— START Data excerpt —
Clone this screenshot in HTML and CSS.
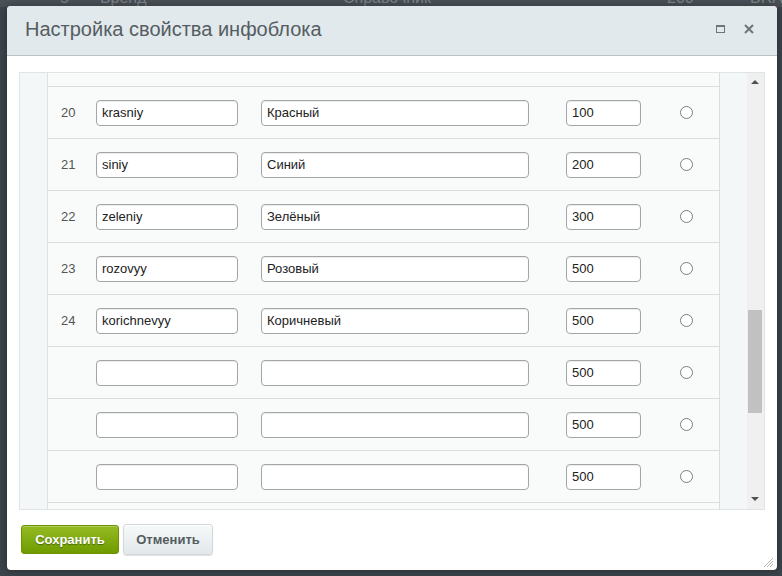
FILE: index.html
```html
<!DOCTYPE html>
<html lang="ru">
<head>
<meta charset="utf-8">
<title>Настройка свойства инфоблока</title>
<link rel="stylesheet" href="styles.css">
</head>
<body>
<div class="backdrop">
  <div class="bg-row">
    <span class="bg-c1">5</span>
    <span class="bg-c2">Бренд</span>
    <span class="bg-c3">Справочник</span>
    <span class="bg-c4">200</span>
    <span class="bg-c5">BRAND</span>
  </div>
</div>

<div class="dialog">
  <div class="header">
    <div class="title">Настройка свойства инфоблока</div>
    <div class="header-icons">
      <span class="icon-max"></span>
      <svg class="icon-close" width="10" height="10" viewBox="0 0 10 10"><path d="M1 1L9 9M9 1L1 9" stroke="#6b757a" stroke-width="2"/></svg>
    </div>
  </div>

  <div class="content">
    <div class="frame">
      <div class="gutter"></div>
      <div class="rows">
        <div class="row-partial"></div>
        <div class="row">
          <span class="num">20</span>
          <input class="in in-code" value="krasniy">
          <input class="in in-name" value="Красный">
          <input class="in in-sort" value="100">
          <span class="radio"></span>
        </div>
        <div class="row">
          <span class="num">21</span>
          <input class="in in-code" value="siniy">
          <input class="in in-name" value="Синий">
          <input class="in in-sort" value="200">
          <span class="radio"></span>
        </div>
        <div class="row">
          <span class="num">22</span>
          <input class="in in-code" value="zeleniy">
          <input class="in in-name" value="Зелёный">
          <input class="in in-sort" value="300">
          <span class="radio"></span>
        </div>
        <div class="row">
          <span class="num">23</span>
          <input class="in in-code" value="rozovyy">
          <input class="in in-name" value="Розовый">
          <input class="in in-sort" value="500">
          <span class="radio"></span>
        </div>
        <div class="row">
          <span class="num">24</span>
          <input class="in in-code" value="korichnevyy">
          <input class="in in-name" value="Коричневый">
          <input class="in in-sort" value="500">
          <span class="radio"></span>
        </div>
        <div class="row">
          <span class="num"></span>
          <input class="in in-code" value="">
          <input class="in in-name" value="">
          <input class="in in-sort" value="500">
          <span class="radio"></span>
        </div>
        <div class="row">
          <span class="num"></span>
          <input class="in in-code" value="">
          <input class="in in-name" value="">
          <input class="in in-sort" value="500">
          <span class="radio"></span>
        </div>
        <div class="row">
          <span class="num"></span>
          <input class="in in-code" value="">
          <input class="in in-name" value="">
          <input class="in in-sort" value="500">
          <span class="radio"></span>
        </div>
        <div class="row-partial"></div>
      </div>
      <div class="side"></div>
      <div class="scrollbar">
        <span class="arrow-up"></span>
        <span class="thumb"></span>
        <span class="arrow-down"></span>
      </div>
    </div>
  </div>

  <div class="footer">
    <button class="btn btn-save">Сохранить</button>
    <button class="btn btn-cancel">Отменить</button>
  </div>

  <svg class="grip" width="11" height="11" viewBox="0 0 11 11"><path d="M1 10L10 1M4 10L10 4M7 10L10 7" stroke="#b5b5b5" stroke-width="1"/></svg>
</div>
</body>
</html>
```

FILE: styles.css
```css
* { box-sizing: border-box; }

html, body {
  margin: 0;
  padding: 0;
}

body {
  width: 782px;
  height: 576px;
  overflow: hidden;
  background: #3a434a;
  font-family: "Liberation Sans", Arial, sans-serif;
  position: relative;
}

.backdrop {
  position: absolute;
  left: 0;
  top: 0;
  width: 782px;
  height: 576px;
  background: #3b444b;
}

.bg-row {
  position: absolute;
  left: 0;
  top: -12px;
  width: 782px;
  height: 19px;
  background: #4a5157;
  color: #7d858b;
  font-size: 16px;
}

.bg-row span { position: absolute; bottom: 0; }
.bg-c1 { left: 60px; }
.bg-c2 { left: 100px; }
.bg-c3 { left: 343px; }
.bg-c4 { left: 667px; }
.bg-c5 { left: 750px; }

.dialog {
  position: absolute;
  left: 7px;
  top: 6px;
  width: 770px;
  height: 564px;
  background: #fff;
  border-radius: 4px;
  box-shadow: 0 0 8px rgba(0,0,0,0.35);
  display: flex;
  flex-direction: column;
  overflow: hidden;
}

.header {
  height: 50px;
  flex: none;
  background: #e2e9ec;
  border-bottom: 1px solid #b9c2c6;
  display: flex;
  align-items: center;
  justify-content: space-between;
  padding: 0 23px 0 18px;
}

.title {
  font-family: "Liberation Sans", Arial, sans-serif;
  font-size: 20px;
  color: #555d62;
  margin-top: -3px;
}

.header-icons {
  display: flex;
  align-items: center;
  gap: 19px;
  margin-top: -3px;
}

.icon-max {
  display: block;
  width: 9px;
  height: 8px;
  border: 1px solid #6b757a;
  border-top-width: 2px;
}

.icon-close { display: block; }

.content {
  flex: none;
  padding: 16px 12px 0 12px;
}

.frame {
  height: 438px;
  border: 1px solid #dfe4e6;
  display: flex;
  overflow: hidden;
  background: #f9fbfb;
}

.gutter {
  width: 28px;
  flex: none;
  background: #f4f7f8;
  border-right: 1px solid #dde2e4;
}

.rows {
  width: 672px;
  flex: none;
  background: #f9fbfb;
  border-right: 1px solid #d9dddf;
}

.row-partial {
  height: 14px;
  border-bottom: 1px solid #d9dcde;
}

.row {
  height: 52px;
  border-bottom: 1px solid #d9dcde;
  display: flex;
  align-items: center;
}

.num {
  width: 48px;
  flex: none;
  padding-left: 13px;
  font-size: 13px;
  color: #555;
}

.in {
  height: 26px;
  border: 1px solid #a3a6a8;
  border-radius: 4px;
  background: #fff;
  box-shadow: inset 0 1px 1px rgba(0,0,0,0.08);
  font-family: "Liberation Sans", Arial, sans-serif;
  font-size: 13px;
  color: #222;
  padding: 0 5px;
  margin: 0;
  flex: none;
  outline: none;
}

.in-code { width: 142px; }
.in-name { width: 268px; margin-left: 23px; }
.in-sort { width: 75px; margin-left: 37px; }

.radio {
  display: block;
  width: 13px;
  height: 13px;
  border: 1px solid #7e7e7e;
  border-radius: 50%;
  background: #fff;
  margin-left: 39px;
  flex: none;
}

.side {
  width: 27px;
  flex: none;
  background: #f4f7f8;
}

.scrollbar {
  width: 17px;
  flex: none;
  background: #f0f0f0;
  position: relative;
}

.arrow-up, .arrow-down {
  position: absolute;
  left: 4px;
  width: 0;
  height: 0;
  border-left: 4px solid transparent;
  border-right: 4px solid transparent;
}

.arrow-up {
  top: 7px;
  border-bottom: 4px solid #505050;
}

.arrow-down {
  bottom: 8px;
  border-top: 4px solid #505050;
}

.thumb {
  position: absolute;
  left: 1px;
  width: 14px;
  top: 237px;
  height: 103px;
  background: #c1c1c1;
}

.footer {
  flex: none;
  display: flex;
  gap: 4px;
  padding: 14px 0 0 14px;
  align-items: flex-start;
}

.btn {
  font-family: "Liberation Sans", Arial, sans-serif;
  font-weight: bold;
  font-size: 13px;
  border-radius: 3px;
  cursor: pointer;
  margin: 0;
}

.btn-save {
  width: 98px;
  height: 29px;
  margin-top: 1px;
  color: #fff;
  border: 1px solid #6c9300;
  background: linear-gradient(#95bb23, #6f9b00);
  text-shadow: 0 1px 1px rgba(40,60,0,0.6);
  box-shadow: inset 0 1px 0 rgba(255,255,255,0.25);
}

.btn-cancel {
  width: 90px;
  height: 31px;
  color: #535c61;
  border: 1px solid #d2d9dc;
  background: linear-gradient(#f7f9fa, #e2e8ea);
  box-shadow: 0 1px 1px rgba(0,0,0,0.12), inset 0 1px 0 #fff;
}

.grip {
  position: absolute;
  right: 3px;
  bottom: 2px;
}
```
— END Data excerpt —
Every line should be retyped exactly, with the pictures omitted.

• Reply
Clone this screenshot in HTML and CSS.
FILE: index.html
```html
<!DOCTYPE html>
<html lang="ru">
<head>
<meta charset="utf-8">
<title>Настройка свойства инфоблока</title>
<link rel="stylesheet" href="styles.css">
</head>
<body>
<div class="backdrop">
  <div class="bg-row">
    <span class="bg-c1">5</span>
    <span class="bg-c2">Бренд</span>
    <span class="bg-c3">Справочник</span>
    <span class="bg-c4">200</span>
    <span class="bg-c5">BRAND</span>
  </div>
</div>

<div class="dialog">
  <div class="header">
    <div class="title">Настройка свойства инфоблока</div>
    <div class="header-icons">
      <span class="icon-max"></span>
      <svg class="icon-close" width="10" height="10" viewBox="0 0 10 10"><path d="M1 1L9 9M9 1L1 9" stroke="#6b757a" stroke-width="2"/></svg>
    </div>
  </div>

  <div class="content">
    <div class="frame">
      <div class="gutter"></div>
      <div class="rows">
        <div class="row-partial"></div>
        <div class="row">
          <span class="num">20</span>
          <input class="in in-code" value="krasniy">
          <input class="in in-name" value="Красный">
          <input class="in in-sort" value="100">
          <span class="radio"></span>
        </div>
        <div class="row">
          <span class="num">21</span>
          <input class="in in-code" value="siniy">
          <input class="in in-name" value="Синий">
          <input class="in in-sort" value="200">
          <span class="radio"></span>
        </div>
        <div class="row">
          <span class="num">22</span>
          <input class="in in-code" value="zeleniy">
          <input class="in in-name" value="Зелёный">
          <input class="in in-sort" value="300">
          <span class="radio"></span>
        </div>
        <div class="row">
          <span class="num">23</span>
          <input class="in in-code" value="rozovyy">
          <input class="in in-name" value="Розовый">
          <input class="in in-sort" value="500">
          <span class="radio"></span>
        </div>
        <div class="row">
          <span class="num">24</span>
          <input class="in in-code" value="korichnevyy">
          <input class="in in-name" value="Коричневый">
          <input class="in in-sort" value="500">
          <span class="radio"></span>
        </div>
        <div class="row">
          <span class="num"></span>
          <input class="in in-code" value="">
          <input class="in in-name" value="">
          <input class="in in-sort" value="500">
          <span class="radio"></span>
        </div>
        <div class="row">
          <span class="num"></span>
          <input class="in in-code" value="">
          <input class="in in-name" value="">
          <input class="in in-sort" value="500">
          <span class="radio"></span>
        </div>
        <div class="row">
          <span class="num"></span>
          <input class="in in-code" value="">
          <input class="in in-name" value="">
          <input class="in in-sort" value="500">
          <span class="radio"></span>
        </div>
        <div class="row-partial"></div>
      </div>
      <div class="side"></div>
      <div class="scrollbar">
        <span class="arrow-up"></span>
        <span class="thumb"></span>
        <span class="arrow-down"></span>
      </div>
    </div>
  </div>

  <div class="footer">
    <button class="btn btn-save">Сохранить</button>
    <button class="btn btn-cancel">Отменить</button>
  </div>

  <svg class="grip" width="11" height="11" viewBox="0 0 11 11"><path d="M1 10L10 1M4 10L10 4M7 10L10 7" stroke="#b5b5b5" stroke-width="1"/></svg>
</div>
</body>
</html>
```

FILE: styles.css
```css
* { box-sizing: border-box; }

html, body {
  margin: 0;
  padding: 0;
}

body {
  width: 782px;
  height: 576px;
  overflow: hidden;
  background: #3a434a;
  font-family: "Liberation Sans", Arial, sans-serif;
  position: relative;
}

.backdrop {
  position: absolute;
  left: 0;
  top: 0;
  width: 782px;
  height: 576px;
  background: #3b444b;
}

.bg-row {
  position: absolute;
  left: 0;
  top: -12px;
  width: 782px;
  height: 19px;
  background: #4a5157;
  color: #7d858b;
  font-size: 16px;
}

.bg-row span { position: absolute; bottom: 0; }
.bg-c1 { left: 60px; }
.bg-c2 { left: 100px; }
.bg-c3 { left: 343px; }
.bg-c4 { left: 667px; }
.bg-c5 { left: 750px; }

.dialog {
  position: absolute;
  left: 7px;
  top: 6px;
  width: 770px;
  height: 564px;
  background: #fff;
  border-radius: 4px;
  box-shadow: 0 0 8px rgba(0,0,0,0.35);
  display: flex;
  flex-direction: column;
  overflow: hidden;
}

.header {
  height: 50px;
  flex: none;
  background: #e2e9ec;
  border-bottom: 1px solid #b9c2c6;
  display: flex;
  align-items: center;
  justify-content: space-between;
  padding: 0 23px 0 18px;
}

.title {
  font-family: "Liberation Sans", Arial, sans-serif;
  font-size: 20px;
  color: #555d62;
  margin-top: -3px;
}

.header-icons {
  display: flex;
  align-items: center;
  gap: 19px;
  margin-top: -3px;
}

.icon-max {
  display: block;
  width: 9px;
  height: 8px;
  border: 1px solid #6b757a;
  border-top-width: 2px;
}

.icon-close { display: block; }

.content {
  flex: none;
  padding: 16px 12px 0 12px;
}

.frame {
  height: 438px;
  border: 1px solid #dfe4e6;
  display: flex;
  overflow: hidden;
  background: #f9fbfb;
}

.gutter {
  width: 28px;
  flex: none;
  background: #f4f7f8;
  border-right: 1px solid #dde2e4;
}

.rows {
  width: 672px;
  flex: none;
  background: #f9fbfb;
  border-right: 1px solid #d9dddf;
}

.row-partial {
  height: 14px;
  border-bottom: 1px solid #d9dcde;
}

.row {
  height: 52px;
  border-bottom: 1px solid #d9dcde;
  display: flex;
  align-items: center;
}

.num {
  width: 48px;
  flex: none;
  padding-left: 13px;
  font-size: 13px;
  color: #555;
}

.in {
  height: 26px;
  border: 1px solid #a3a6a8;
  border-radius: 4px;
  background: #fff;
  box-shadow: inset 0 1px 1px rgba(0,0,0,0.08);
  font-family: "Liberation Sans", Arial, sans-serif;
  font-size: 13px;
  color: #222;
  padding: 0 5px;
  margin: 0;
  flex: none;
  outline: none;
}

.in-code { width: 142px; }
.in-name { width: 268px; margin-left: 23px; }
.in-sort { width: 75px; margin-left: 37px; }

.radio {
  display: block;
  width: 13px;
  height: 13px;
  border: 1px solid #7e7e7e;
  border-radius: 50%;
  background: #fff;
  margin-left: 39px;
  flex: none;
}

.side {
  width: 27px;
  flex: none;
  background: #f4f7f8;
}

.scrollbar {
  width: 17px;
  flex: none;
  background: #f0f0f0;
  position: relative;
}

.arrow-up, .arrow-down {
  position: absolute;
  left: 4px;
  width: 0;
  height: 0;
  border-left: 4px solid transparent;
  border-right: 4px solid transparent;
}

.arrow-up {
  top: 7px;
  border-bottom: 4px solid #505050;
}

.arrow-down {
  bottom: 8px;
  border-top: 4px solid #505050;
}

.thumb {
  position: absolute;
  left: 1px;
  width: 14px;
  top: 237px;
  height: 103px;
  background: #c1c1c1;
}

.footer {
  flex: none;
  display: flex;
  gap: 4px;
  padding: 14px 0 0 14px;
  align-items: flex-start;
}

.btn {
  font-family: "Liberation Sans", Arial, sans-serif;
  font-weight: bold;
  font-size: 13px;
  border-radius: 3px;
  cursor: pointer;
  margin: 0;
}

.btn-save {
  width: 98px;
  height: 29px;
  margin-top: 1px;
  color: #fff;
  border: 1px solid #6c9300;
  background: linear-gradient(#95bb23, #6f9b00);
  text-shadow: 0 1px 1px rgba(40,60,0,0.6);
  box-shadow: inset 0 1px 0 rgba(255,255,255,0.25);
}

.btn-cancel {
  width: 90px;
  height: 31px;
  color: #535c61;
  border: 1px solid #d2d9dc;
  background: linear-gradient(#f7f9fa, #e2e8ea);
  box-shadow: 0 1px 1px rgba(0,0,0,0.12), inset 0 1px 0 #fff;
}

.grip {
  position: absolute;
  right: 3px;
  bottom: 2px;
}
```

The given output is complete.